In a daze Joe raised the wounded man’s leg, desperately attempting to maintain pressure on his gory wound.
“Down! Down!” The Marine screamed above the bedlam all around them on the main deck. He had looped what looked like a length of insulated two-core electrical wiring around the young officer’s thigh and was tightening the improvised tourniquet using a small monkey wrench, turning it smoothly, oblivious to the chaos.
Joe was lifted unceremoniously to his feet; another Royal Marine tossed away his bloody jacket and pressed a thick white dressing over the wounded officer’s blood-soaked thigh. A strong hand took the dockyard electrician’s elbow as he started to retch uncontrollably. It had all happened too quickly. He could have sprinted for cover beneath Corradino heights, instead, some contrary impulse had made him step onboard the destroyer. It was like a dream; the shells throwing up massive columns of water that fell back onto the ship drenching everything and everybody, bowling men over literally like skittles. He had blacked out after he hit the torpedo tube mount, albeit momentarily. He had seen the officer bleeding on the deck, reacted, ignored the shells bracketing the ship as she dug her stern into the waters of the Grand Harbour and dashed for the open sea.
The main battery fired again.
“Don’t I know you?” Demanded the grinning, red-headed and bearded man in a blood-spattered Petty Officer’s uniform who was peering into Joe’s face. The bearded man was holding Joe upright with thick, teak-like arms that vaguely reminded the young Maltese dockyard electrician of something he remembered from Popeye the Sailor cartoons...
Joe’s head cleared, his ears unclogged.
“Joseph Calleja,” he blurted guiltily.
“Jesus!” The other man exclaime
d, his grin freezing on his lips. “The Skipper’s frigging brother-in-law! This just gets worse!”
Actually, even as he said it, Petty Officer Jack Griffin knew full well that he was guilty of a gross exaggeration.
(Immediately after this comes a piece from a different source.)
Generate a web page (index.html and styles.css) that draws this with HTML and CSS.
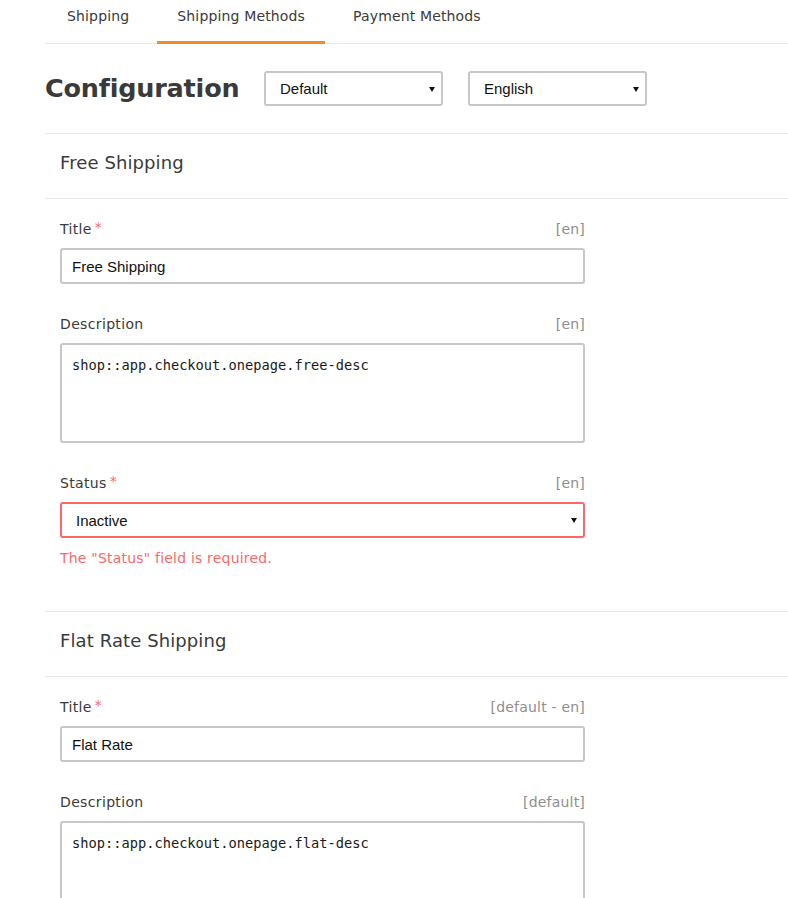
FILE: index.html
```html
<!DOCTYPE html>
<html lang="en">
<head>
<meta charset="utf-8">
<title>Configuration</title>
<link rel="stylesheet" href="styles.css">
</head>
<body>
<div class="content">
  <ul class="tabs">
    <li><a class="tab">Shipping</a></li>
    <li><a class="tab active">Shipping Methods</a></li>
    <li><a class="tab">Payment Methods</a></li>
  </ul>

  <div class="page-header">
    <h1 class="page-title">Configuration</h1>
    <span class="select-wrap small">
      <select class="control"><option>Default</option></select>
    </span>
    <span class="select-wrap small">
      <select class="control"><option>English</option></select>
    </span>
  </div>

  <section class="accordion">
    <div class="accordion-header">Free Shipping</div>
    <div class="accordion-body">
      <div class="control-group">
        <div class="label-row"><label class="required">Title</label><span class="locale">[en]</span></div>
        <input class="control" type="text" value="Free Shipping">
      </div>
      <div class="control-group">
        <div class="label-row"><label>Description</label><span class="locale">[en]</span></div>
        <textarea class="control textarea">shop::app.checkout.onepage.free-desc</textarea>
      </div>
      <div class="control-group has-error">
        <div class="label-row"><label class="required">Status</label><span class="locale">[en]</span></div>
        <span class="select-wrap">
          <select class="control"><option>Inactive</option></select>
        </span>
        <span class="control-error">The "Status" field is required.</span>
      </div>
    </div>
  </section>

  <section class="accordion">
    <div class="accordion-header">Flat Rate Shipping</div>
    <div class="accordion-body">
      <div class="control-group">
        <div class="label-row"><label class="required">Title</label><span class="locale">[default - en]</span></div>
        <input class="control" type="text" value="Flat Rate">
      </div>
      <div class="control-group">
        <div class="label-row"><label>Description</label><span class="locale">[default]</span></div>
        <textarea class="control textarea">shop::app.checkout.onepage.flat-desc</textarea>
      </div>
    </div>
  </section>
</div>
</body>
</html>
```

FILE: styles.css
```css
html, body {
  margin: 0;
  padding: 0;
  overflow: hidden;
  background: #ffffff;
}

body {
  font-family: "DejaVu Sans", "Open Sans", sans-serif;
  font-size: 14px;
  color: #3a3a3a;
}

.content {
  margin-left: 45px;
  width: 800px;
}

/* tabs */
.tabs {
  list-style: none;
  margin: 0;
  padding: 0 0 0 2px;
  display: flex;
  gap: 8px;
  border-bottom: 1px solid #e8e8e8;
  height: 43px;
}

.tab {
  display: block;
  padding: 0 20px;
  height: 41px;
  line-height: 32px;
  border-bottom: 3px solid transparent;
  color: #3a3a3a;
  font-size: 14px;
  letter-spacing: 0.15px;
  white-space: nowrap;
}

.tab.active {
  border-bottom-color: #f5892a;
}

/* header */
.page-header {
  display: flex;
  align-items: center;
  padding: 27px 0 27px;
  border-bottom: 1px solid #e8e8e8;
}

.page-title {
  margin: 0;
  width: 195px;
  margin-right: 24px;
  font-size: 25.5px;
  font-weight: 700;
  line-height: 35px;
  color: #3a3a3a;
  white-space: nowrap;
  letter-spacing: -0.2px;
}

.select-wrap {
  position: relative;
  display: inline-block;
  width: 525px;
}

.select-wrap.small {
  width: 179px;
  margin-right: 25px;
}

.select-wrap::after {
  content: "";
  position: absolute;
  right: 8px;
  top: 50%;
  margin-top: -2px;
  border-left: 3px solid transparent;
  border-right: 3px solid transparent;
  border-top: 5px solid #111111;
  pointer-events: none;
}

/* controls */
.control {
  box-sizing: border-box;
  display: block;
  width: 525px;
  height: 36px;
  margin: 0;
  padding: 0 10px;
  border: 2px solid #c7c7c7;
  border-radius: 3px;
  background: #ffffff;
  font-family: "Liberation Sans", Arial, sans-serif;
  font-size: 15px;
  color: #111111;
  outline: none;
}

select.control {
  -webkit-appearance: none;
  appearance: none;
  padding: 0 20px 0 14px;
  width: 100%;
  height: 35px;
}

.control.textarea {
  height: 100px;
  padding: 10px;
  resize: none;
  font-family: "DejaVu Sans Mono", "Liberation Mono", monospace;
  font-size: 13.7px;
  line-height: 20px;
  color: #1a1a1a;
}

/* accordion */
.accordion-header {
  padding: 17px 15px 23px;
  font-size: 18px;
  line-height: 24px;
  letter-spacing: 0.1px;
  color: #3a3a3a;
  border-bottom: 1px solid #e8e8e8;
}

.accordion-body {
  padding: 19px 15px 14px;
  border-bottom: 1px solid #e8e8e8;
}

.control-group {
  width: 525px;
  margin-bottom: 29px;
}

.label-row {
  display: flex;
  justify-content: space-between;
  align-items: baseline;
  line-height: 20px;
  padding-top: 1px;
  margin-bottom: 9px;
}

.label-row label {
  font-size: 14px;
  letter-spacing: 0.35px;
  color: #3a3a3a;
}

.label-row label.required::after {
  content: "*";
  color: #fc6868;
  margin-left: 3px;
  font-size: 14px;
  position: relative;
  top: -2px;
}

.locale {
  color: #8e8e8e;
  font-size: 14px;
  letter-spacing: 0.2px;
}

.has-error select.control {
  border-color: #fc6868;
  height: 36px;
}

.control-error {
  display: block;
  margin-top: 10px;
  line-height: 20px;
  color: #fc6868;
  font-size: 14px;
  letter-spacing: 0.2px;
}
```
There was very little scope remaining for the current situation to get ‘worse’. Beneath his feet there were men struggling to light off Talavera’s second boiler and out to sea – a lot closer than was remotely healthy – were several big ships with very big guns trying very hard to kill him.
“Damn it!” Said the youthful figure who materialised out of the spray at the troubled Petty Officer’s side.
“The civilian is the Captain’s brother-in-law, sir,” Jack Griffin reported to Lieutenant-Commander Miles Weiss, HMS Talavera’s newly promoted Executive Officer.
The newcomer frowned at Griffin.
He quirked a welcoming grin at Joe Calleja.
“I know that!” He grunted. “More to the point,” he frowned again, watching two Royal Marines and a medical orderly gently carrying the stricken officer whom Joe had been tending below. “Now that the Torpedo Officer is incapacitated is there anybody onboard who knows how to fire these bloody things?” He demanded, gesturing with disgust at the quadruple torpedo tube mount. “And we have to do something about this bloody fish sticking out of Tube Number Four!”
“Er,” Jack Griffin began uncertainly. “I, er...”
Joe Calleja coughed.
“I trained on these mounts as an apprentice, Mr Weiss,” he claimed diffidently. A little more confidently he added: “Once the torpedo is in the tube it is simply a matter of pointing the tubes over the side, starting the motors, that’s done on the circuit board over there,” he pointed at the side of the tubes where the mount’s operator sat. “By connecting up the impellor charge ignition, and,” he shrugged, “there’s a small bang, compressed air is injected into the tube and the torpedo goes out of the other end.”
Miles Weiss did not think it could possibly be that straightforward. However, given that the torpedo officer was badly wounded and most of the other men in his ‘Torpedo Division’ were dead, on their way to the sick bay or wandering around in a state of near catatonic shock, he was going to have to take Joe Calleja’s word for it.